5. Embrace a Zen mindset
At Hermit Thrush, Gagné embraces techniques like kettle souring, pitching house cultures of yeast and bacteria, and spontaneous fermentation. He nurtures 14 different mixed house cultures, and ages beer in a variety of wooden vessels. “We’ll look at the next few weeks—what the weather is, what ingredients are seasonal, and incorporate that into our offerings,” he explains. “We don’t do a lot of steering. We mostly just follow. That’s the Zen of the practice, following where the beer needs to go.”

6. Revisit the old playground
Supah Phunk, a rotating wild ale series, is a periodic blend of the most interesting beers aging in Hermit Thrush barrels. “It’s my playground, to keep up the experimentation that made me fall in love with sours in the first place,” Gagné says. Aiming for complexity, he works across various vintages, oak types, house cultures, and barrel temperatures. “I want each individual flavor to be below the point where it’s obvious. […] The blend should be totally transporting, and unlike any single flavor you’ve ever had.”

7. Throw a changeup
Emphasizing local yeast over all else helps Hermit Thrush stand out in a crowded local market that produces some of the country’s top-rated IPAs. So when Gagné does use hops, he has to nail it. Enter Green Street Sour IPA, which adds locally sourced tropical hops to a kettle sour mash that drives lemon notes from a citrusy strain of Lactobacillus. “We still have those hoppy flavors, but now they’re lemony, bright, and quenching,” Gagné explains. “It’s sort of like grapefruit juice in beer form.”

8. Go local, deeply
Brattlebeer, Gagné’s flagship ale, combines locally harvested yeast, locally sourced apples, and aged local hops to create a beer that couldn’t exist anywhere else in the world. It embodies Hermit Thrush’s approach to brewing: If a simple malt bill, local fruit, oak foeders, and the bugs floating around the air of the Connecticut River Valley can combine to make this bright, funky, delicate slice of vanilla cake in a glass, why brew beer any differently? “Brattlebeer wouldn’t taste like that,” Gagné says, “if we were buying apples from a commodity supplier or yeast from a lab.”

9. Move beer off the grid
“I hope our ecologically minded practices mobilize people to think about climate change,” Gagné says. To offset its environmental footprint, Hermit Thrush brews with renewable energy and sources all of its hops and fruit locally.
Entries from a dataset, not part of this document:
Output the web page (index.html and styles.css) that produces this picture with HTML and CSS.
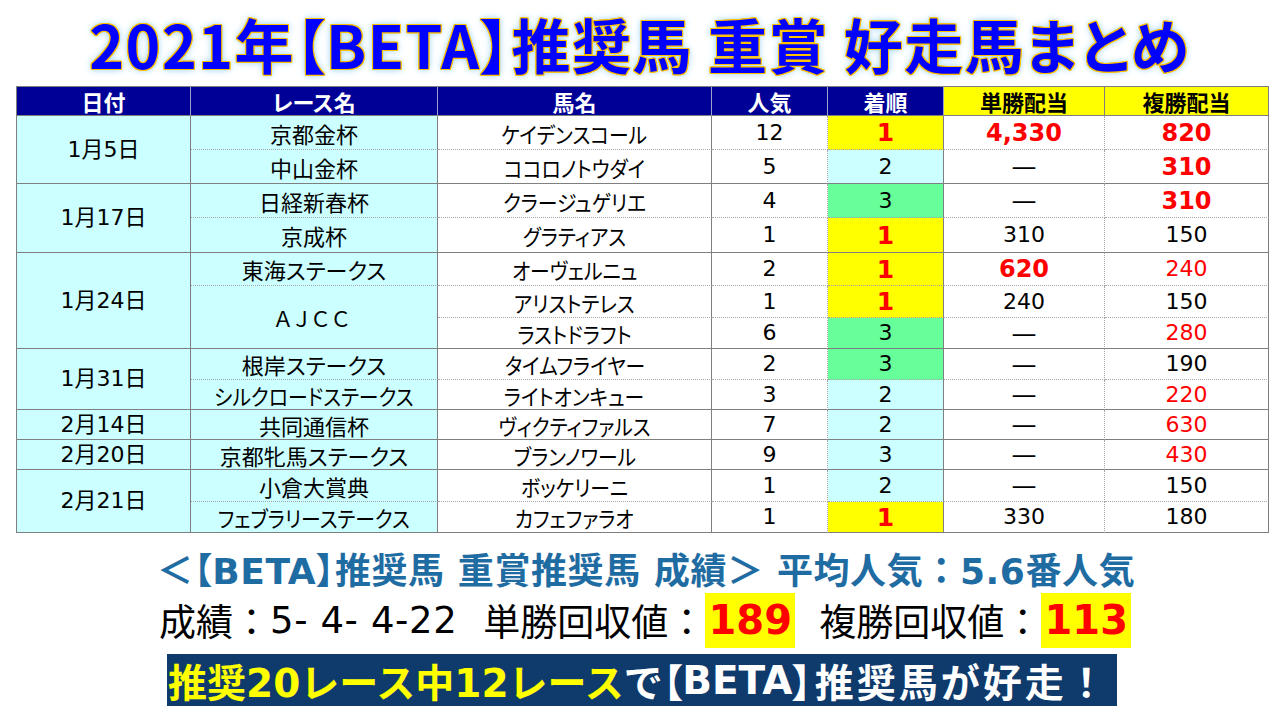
FILE: index.html
```html
<!DOCTYPE html>
<html lang="ja">
<head>
<meta charset="utf-8">
<title>2021年【BETA】推奨馬 重賞 好走馬まとめ</title>
<link rel="stylesheet" href="styles.css">
</head>
<body>
<div class="page">
  <h1 class="title">2021年【BETA】推奨馬 重賞 好走馬まとめ</h1>

  <table class="results">
    <colgroup>
      <col class="c-date"><col class="c-race"><col class="c-horse"><col class="c-pop"><col class="c-rank"><col class="c-win"><col class="c-place">
    </colgroup>
    <thead>
      <tr class="h-head">
        <th class="hd">日付</th>
        <th class="hd">レース名</th>
        <th class="hd">馬名</th>
        <th class="hd">人気</th>
        <th class="hd">着順</th>
        <th class="hd hd-y">単勝配当</th>
        <th class="hd hd-y">複勝配当</th>
      </tr>
    </thead>
    <tbody>
      <tr class="h34">
        <td class="date" rowspan="2">1月5日</td>
        <td class="race dot"><span>京都金杯</span></td>
        <td class="horse dot"><span>ケイデンスコール</span></td>
        <td class="num dot dr">12</td>
        <td class="num dot r1">1</td>
        <td class="num dot dr big">4,330</td>
        <td class="num dot big">820</td>
      </tr>
      <tr class="h34">
        <td class="race"><span>中山金杯</span></td>
        <td class="horse"><span>ココロノトウダイ</span></td>
        <td class="num dr">5</td>
        <td class="num r2">2</td>
        <td class="num dr dash">—</td>
        <td class="num big">310</td>
      </tr>
      <tr class="h34">
        <td class="date" rowspan="2">1月17日</td>
        <td class="race dot"><span>日経新春杯</span></td>
        <td class="horse dot"><span>クラージュゲリエ</span></td>
        <td class="num dot dr">4</td>
        <td class="num dot r3">3</td>
        <td class="num dot dr dash">—</td>
        <td class="num dot big">310</td>
      </tr>
      <tr class="h35">
        <td class="race"><span>京成杯</span></td>
        <td class="horse"><span>グラティアス</span></td>
        <td class="num dr">1</td>
        <td class="num r1">1</td>
        <td class="num dr">310</td>
        <td class="num">150</td>
      </tr>
      <tr class="h33">
        <td class="date" rowspan="3">1月24日</td>
        <td class="race dot"><span>東海ステークス</span></td>
        <td class="horse dot"><span>オーヴェルニュ</span></td>
        <td class="num dot dr">2</td>
        <td class="num dot r1">1</td>
        <td class="num dot dr big">620</td>
        <td class="num dot red">240</td>
      </tr>
      <tr class="h32">
        <td class="race" rowspan="2"><span class="ajcc">ＡＪＣＣ</span></td>
        <td class="horse dot"><span>アリストテレス</span></td>
        <td class="num dot dr">1</td>
        <td class="num dot r1">1</td>
        <td class="num dot dr">240</td>
        <td class="num dot">150</td>
      </tr>
      <tr class="h31">
        <td class="horse"><span>ラストドラフト</span></td>
        <td class="num dr">6</td>
        <td class="num r3">3</td>
        <td class="num dr dash">—</td>
        <td class="num red">280</td>
      </tr>
      <tr class="h31">
        <td class="date" rowspan="2">1月31日</td>
        <td class="race dot"><span>根岸ステークス</span></td>
        <td class="horse dot"><span>タイムフライヤー</span></td>
        <td class="num dot dr">2</td>
        <td class="num dot r3">3</td>
        <td class="num dot dr dash">—</td>
        <td class="num dot">190</td>
      </tr>
      <tr class="h30">
        <td class="race"><span class="kana">シルクロードステークス</span></td>
        <td class="horse"><span>ライトオンキュー</span></td>
        <td class="num dr">3</td>
        <td class="num r2">2</td>
        <td class="num dr dash">—</td>
        <td class="num red">220</td>
      </tr>
      <tr class="h30">
        <td class="date">2月14日</td>
        <td class="race"><span>共同通信杯</span></td>
        <td class="horse"><span>ヴィクティファルス</span></td>
        <td class="num dr">7</td>
        <td class="num r2">2</td>
        <td class="num dr dash">—</td>
        <td class="num red">630</td>
      </tr>
      <tr class="h30">
        <td class="date">2月20日</td>
        <td class="race"><span>京都牝馬ステークス</span></td>
        <td class="horse"><span>ブランノワール</span></td>
        <td class="num dr">9</td>
        <td class="num r2">3</td>
        <td class="num dr dash">—</td>
        <td class="num red">430</td>
      </tr>
      <tr class="h32">
        <td class="date" rowspan="2">2月21日</td>
        <td class="race dot"><span>小倉大賞典</span></td>
        <td class="horse dot"><span>ボッケリーニ</span></td>
        <td class="num dot dr">1</td>
        <td class="num dot r2">2</td>
        <td class="num dot dr dash">—</td>
        <td class="num dot">150</td>
      </tr>
      <tr class="h31">
        <td class="race"><span class="kana">フェブラリーステークス</span></td>
        <td class="horse"><span>カフェファラオ</span></td>
        <td class="num dr">1</td>
        <td class="num r1">1</td>
        <td class="num dr">330</td>
        <td class="num">180</td>
      </tr>
    </tbody>
  </table>

  <div class="summary">
    <p class="sum-title">＜<span class="br">【</span>BETA<span class="br">】</span>推奨馬 重賞推奨馬 成績＞ 平均人気：5.6番人気</p>
    <p class="sum-line"><span>成績：</span><span class="score">5- 4- 4-22</span><span class="lbl lbl1">単勝回収値：</span><span class="hit">189</span><span class="lbl lbl2">複勝回収値：</span><span class="hit">113</span></p>
    <div class="banner"><span class="yel">推奨20レース中12レース</span>で<span class="br">【</span>BETA<span class="br">】</span><span class="tail">推奨馬が好走！</span></div>
  </div>
</div>
</body>
</html>
```

FILE: styles.css
```css
html, body {
  margin: 0;
  padding: 0;
  background: #ffffff;
}

.page {
  width: 1280px;
  height: 720px;
  display: flex;
  flex-direction: column;
  font-family: "Noto Sans CJK JP", sans-serif;
  color: #000;
  overflow: hidden;
}

.title {
  margin: 0;
  height: 86px;
  display: flex;
  align-items: center;
  justify-content: center;
  font-size: 59px;
  font-weight: 700;
  letter-spacing: 1.5px;
  color: #0000ff;
  font-feature-settings: "palt";
  line-height: 1;
  box-sizing: border-box;
  white-space: nowrap;
  text-shadow:
    1px 0 #ffc000, -1px 0 #ffc000, 0 1px #ffc000, 0 -1px #ffc000,
    1px 1px #ffc000, -1px -1px #ffc000, 1px -1px #ffc000, -1px 1px #ffc000,
    0 0 5px #a8d8f5, 0 0 9px #a8d8f5;
}

/* ---------- table ---------- */
.results {
  margin-left: 16px;
  width: 1253px;
  table-layout: fixed;
  border-collapse: separate;
  border-spacing: 0;
  border-top: 1px solid #7f7f7f;
  border-left: 1px solid #7f7f7f;
}

.c-date { width: 174px; }
.c-race { width: 247px; }
.c-horse { width: 274px; }
.c-pop { width: 116px; }
.c-rank { width: 116px; }
.c-win { width: 161px; }
.c-place { width: 164px; }

.results th,
.results td {
  padding: 0;
  text-align: center;
  vertical-align: middle;
  border-right: 1px solid #7f7f7f;
  border-bottom: 1px solid #7f7f7f;
  box-sizing: border-box;
  white-space: nowrap;
  line-height: 1;
}

.h-head { height: 29px; }
.h35 { height: 35px; }
.h34 { height: 34px; }
.h33 { height: 33px; }
.h32 { height: 32px; }
.h31 { height: 31px; }
.h30 { height: 30px; }

.hd {
  background: #000096;
  color: #ffffff;
  font-size: 22px;
  font-weight: 700;
  font-feature-settings: "palt";
  border-right-color: #a0a0c8 !important;
}

.hd-y {
  background: #ffff00;
  color: #000;
  border-right-color: #7f7f7f !important;
}

.date {
  background: #ccffff;
  font-family: "DejaVu Sans", "Noto Sans CJK JP", sans-serif;
  font-size: 22px;
}

.race {
  background: #ccffff;
  font-size: 22px;
  font-feature-settings: "palt";
}

.race span,
.horse span {
  display: inline-block;
}

.race .kana {
  transform: scaleX(0.9);
}

.ajcc {
  font-size: 21px;
  letter-spacing: 4px;
}

.horse {
  font-size: 22px;
  font-feature-settings: "palt";
}

.horse span {
  transform: scaleX(0.9);
}

.num {
  font-family: "DejaVu Sans", "Noto Sans CJK JP", sans-serif;
  font-size: 22px;
}

.dash {
  font-size: 25px;
}

.dot { border-bottom: 1px dotted #a6a6a6 !important; }
.dr { border-right: 1px dotted #a6a6a6 !important; }

.r1 {
  background: #ffff00;
  color: #ff0000;
  font-weight: 700;
  font-size: 25px;
}

.r2 { background: #ccffff; }
.r3 { background: #66ff99; }

.big {
  color: #ff0000;
  font-weight: 700;
  font-size: 24px;
}

.red { color: #ff0000; }

/* ---------- summary ---------- */
.summary {
  display: flex;
  flex-direction: column;
  font-family: "DejaVu Sans", "Noto Sans CJK JP", sans-serif;
}

.br {
  font-family: "Noto Sans CJK JP", sans-serif;
  font-feature-settings: "palt";
}

.sum-title {
  margin: 17px 0 0 157px;
  height: 36px;
  line-height: 36px;
  font-size: 36px;
  font-weight: 700;
  letter-spacing: 0.6px;
  color: #1f6ca3;
  white-space: nowrap;
}

.sum-line {
  margin: 6px 0 0 159px;
  height: 56px;
  display: flex;
  align-items: center;
  font-size: 37px;
  white-space: nowrap;
}

.score {
  letter-spacing: 0.6px;
}

.lbl1 { margin: 0 0 0 26px; }
.lbl2 { margin: 0 0 0 24px; }

.hit {
  display: flex;
  align-items: center;
  justify-content: center;
  width: 90px;
  height: 55px;
  background: #ffff00;
  color: #ff0000;
  font-weight: 700;
  font-size: 40px;
}

.banner {
  margin: 6px 0 0 167px;
  width: 950px;
  height: 52px;
  box-sizing: border-box;
  padding-left: 1px;
  background: #0f3a6c;
  color: #ffffff;
  font-size: 39px;
  font-weight: 700;
  display: flex;
  align-items: center;
  white-space: nowrap;
}

.tail {
  margin-left: 3px;
  letter-spacing: 3px;
}

.yel { color: #ffff00; }
```
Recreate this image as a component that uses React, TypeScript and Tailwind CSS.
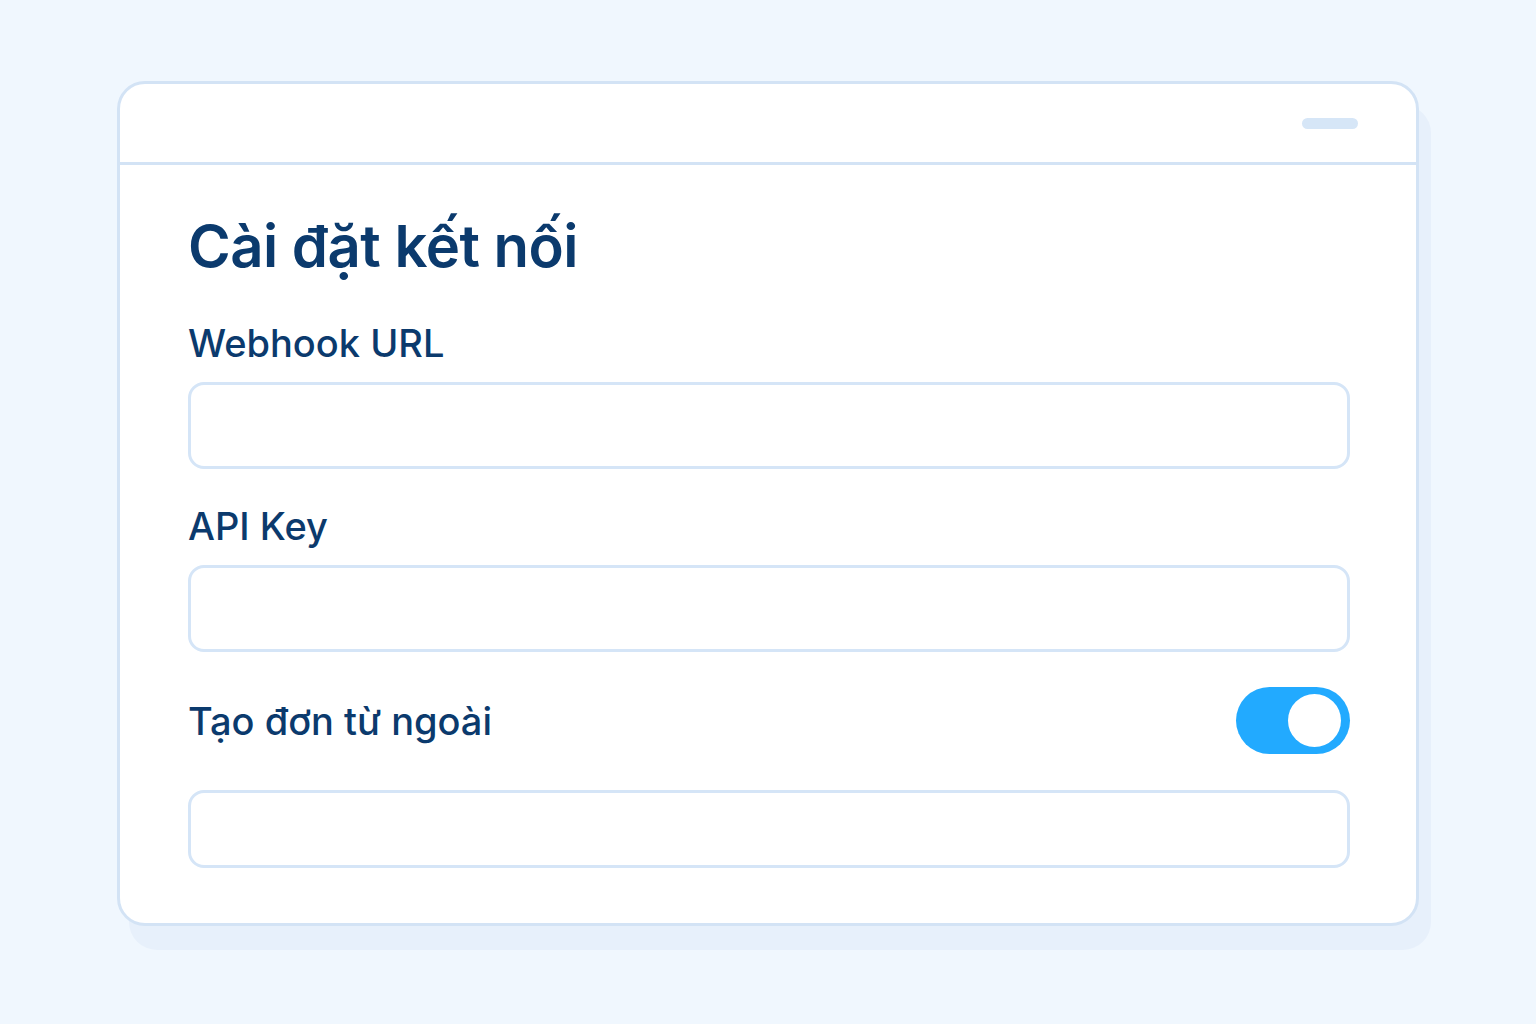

And because wild ales don’t need refrigeration, there’s no energy spent on fermentation and storage. “In tandem with the overall American renaissance in craftsmanship, people are caring more about whether their product is made locally and ethically,” he adds. “It’s the craft sector’s duty to American citizens to continue to push the boundaries around how low-impact we can be.”